Photos, food, frenzy. The surface focus of the holiday season 45 years ago, just as today. But then, as now, there are also calls for calm. For quiet. For looking and listening. Here is Mom’s call from an m.m. memo in December of 1968:

Quite unintentionally, my typewriter and I coined a new word this holiday season. One of the many times my fingers tapped out “Christmas,” they made it Christmess. I decided it was a great word, and I’d add it to my vocabulary. But with no thought of irreverence, because I consider it not at all the same as Christmas.

Christmess is a good description of the long hours of shopping that can be needed for just the right gifts. But Christmas is the delight that just-right present gives someone you love.

Chrismess may be the too-often repeated “Jingle Bells” piped through stores and public places. But Christmas is the glorious music that never loses its freshness when sung by young voices and in church on Christmas Eve.

Christmess is the ever-present accumulation of paper and ribbon scraps as a whole family wraps and wraps. And of course it’s the might bedlam after everything has been unwrapped. But Christmas is the glow of tree and faces in that all-too-brief moment in between.

Christmess is the hurry and scurry and rushing about and too much spending that we’ve lived through once again and certainly will be upon us next December. But Christmas is the spark of love that can last right through the year.

Not that much has changed.

1 thought on “Christmas (and Christmess) memo-ries”

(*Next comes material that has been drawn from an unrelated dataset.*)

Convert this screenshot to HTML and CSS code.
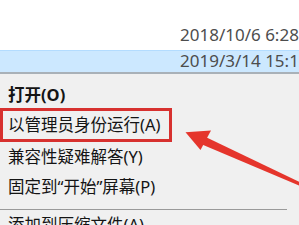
FILE: index.html
```html
<!DOCTYPE html>
<html lang="zh-CN">
<head>
<meta charset="utf-8">
<title>context menu</title>
<link rel="stylesheet" href="styles.css">
</head>
<body>
<div class="page">
  <div class="list">
    <div class="row"><span class="date">2018/10/6 6:28</span></div>
    <div class="row selected"><span class="date">2019/3/14 15:12</span></div>
  </div>
  <div class="menu">
    <div class="item bold">打开(O)</div>
    <div class="item marked">以管理员身份运行(A)</div>
    <div class="item">兼容性疑难解答(Y)</div>
    <div class="item">固定到“开始”屏幕(P)</div>
    <div class="sep"></div>
    <div class="item">添加到压缩文件(A)...</div>
  </div>
  <svg class="arrow" width="299" height="225" viewBox="0 0 299 225" aria-hidden="true">
    <polygon points="185.5,132.3 211,130.5 200.5,150" fill="#e5352c"/>
    <polygon points="198.5,143 202.5,135.5 305,184.5 304,187.5" fill="#e5352c"/>
  </svg>
</div>
</body>
</html>
```

FILE: styles.css
```css
html, body {
  margin: 0;
  padding: 0;
  overflow: hidden;
  background: #ffffff;
}
.page {
  position: relative;
  width: 299px;
  height: 225px;
  overflow: hidden;
  font-family: "Noto Sans", "Noto Sans CJK SC", sans-serif;
}
.list {
  background: #ffffff;
}
.row {
  height: 50px;
  box-sizing: border-box;
  padding: 23px 0 0 180px;
  line-height: 23px;
  white-space: nowrap;
  overflow: hidden;
}
.row.selected {
  height: 22px;
  padding-top: 0;
  line-height: 20px;
  background: #cce8ff;
  border-top: 1px solid #b3dcff;
}
.date {
  font-size: 17px;
  color: #4d4d4d;
}
.menu {
  background: #f0f0f0;
  border-top: 2px solid #a9b1b8;
  padding-top: 6px;
  height: 200px;
}
.item {
  height: 30px;
  line-height: 30px;
  padding-left: 8px;
  font-size: 16.5px;
  color: #141414;
  white-space: nowrap;
}
.item.bold {
  font-weight: 700;
}
.item.marked {
  width: 172px;
  height: 34px;
  box-sizing: border-box;
  margin: -2px 0 0;
  border: 3px solid #d7312f;
  line-height: 28px;
  padding-left: 5px;
}
.sep {
  height: 1px;
  margin: 7px 12px 0 0;
  background: #9a9a9a;
}
.arrow {
  position: absolute;
  left: 0;
  top: 0;
}
```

  1. I really enjoyed this one, Kathy! As you flesh it out for the book, you might think about “Christmess” and how it ties to privilege (I was thinking particularly around class and consumption) and what different kinds of Christmess you could bring in from contemporary examples to map with your mom’s great ones. Also, I loved that you referenced Elf on a Shelf, and it could be really interesting to think about the Elf on the Shelf work and parents/guardians and tie to 60s/70s examples of this. Great post!